Last Updated on Sunday, 12 March 2023, 7:33 by Denis Chabrol
by GHK Lall
This is my position: Tacuma Ogunseye went too far. He should know that without any objection from a nobody like me. What he said, insinuated, or tabled distracted from his call. I disagree with him, and that call that encircles the Joint Services, a huge section of it, cannot be condoned, leaving him on the carpet. I absorb this passionate development in simmering, roiled Guyana, and approach from multiple angles.
First, a season of resistance, whether hour, day, or extended period, has much to recommend it, including underlying energy and circumstances. More than Black Guyanese are troubled; growing fractions of Indian and Amerindian Guyanese (others) have come, and are coming, to the conclusion, that what the PPP Government says is at stark odds to the harsh realities of their experiences, the truths of their lives. The President loses credibility, other than for diehards, induced cheerleaders, the indebted; they know, but are trapped. The Vice President is recognized for who he really is deep down: too many deafening echoes, countless naked memories of LFS Burnham, which the Vice President surpasses by leaps and bounds. The dark side of Guyana highlighted. The environment, therefore, ripens towards what Mr. Ogunseye calls for, got carried away most troublingly.
For, second, should the Joint Services-a conspicuous section of it-become embroiled in the ugly, nasty, dirty politics of Guyana, then I believe that the downward spiral into open anarchy looms distinctively. Anarchies are endless and uncontrollable. This would leave us in a worse place than today, with rawer, deeper, and angrier division commanding the local political roosts, and leading us to the unthinkable. This should be avoided at all costs; there are no winners, no salvaging pyrrhic victory.
Third, the WPA, of which Brother Tacuma is an inseparable ingredient, contributed significantly in a prior time when dictatorship reigned throughout Guyana. The forces of right and for justice-admittedly raucous, boisterous, and pugnacious-prevailed, which brought us to today, three decades later. Today there is a more rampant dictatorship in Guyana, compliments of the Vice President, a man who knows not the straight way, to whom the clean light is alien; even the President is overwhelmed. Before, we had Burnham, and the WPA did its part. Today, there is the Vice President, a leader with similar cagey, convulsing ambitions towards suspect greatness, but who makes Burnham look like a beginner. The record of Burnham was when he was bad, he was really bad. With the precedent of the Burnham era as context, and the WPA’s invaluable efforts to Guyana’s cause, the group and Mr. Ogunseye must parallel at a higher level their sterling efforts of years before. It is not by the means, or the manner, that he hinted, expounded.

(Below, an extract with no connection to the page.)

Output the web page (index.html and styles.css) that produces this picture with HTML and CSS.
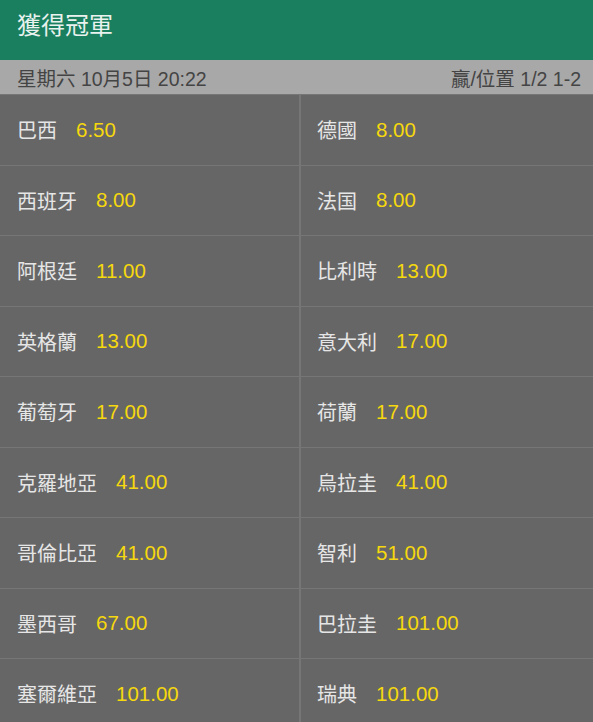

Fourth, and in contrast, the territory of this millennium calls for sophistication and subtlety. Opposing forces in Guyana need to be wise and patient. There is a need for solid traction locally, international recognition for genuine democratic convictions, and domestic inclusion that powers towards a common cause. This common cause is what splits into the disfigured subsets that are so much of the norms of Guyanese life. Leadership deceptions that require eradication. Governance corruptions that demand reduction. Racial, social, and financial exclusions that beg for attention, for relief, more of what remedies. Any force of change, of reason, must possess the wisdom to rise above what lends so much to the clashing noises and reciprocal hates in this country. The WPA was there before, as an agent of necessary, overdue change. Its people did their part. Now, there are more challenging parts to be addressed, and to be overcome in the keenest way possible. A balancing act, it is.
Fifth, I caution, therefore, any barreling ahead to deliver broadsides to bludgeon into submission provokes official reactions. Justifications are found for all manner of leadership perversities under the cover of law and order, constitution and the integrity of the people. Guyanese may be fooled and misled, but the same people from the alphabet soup rescue squad know better, and for the simple reason that they know more of what really goes on here. Like Burnham, the Vice President has persuaded himself that he is untouchable. He could not be more wrong. For, if the people who put him back together become more anxious about his excesses, he will go the Burnham way. Down first, then out; and there is no commodity on earth that would insulate.
Finally, we all do well to remember that the power of disappointed, disgusted, and disturbed people is what sways the day. That power has a language of its own, and an unconquerable resilience, which even foreign forces come to respect. Thus, they realign themselves to suit their interests, safeguard their long visions.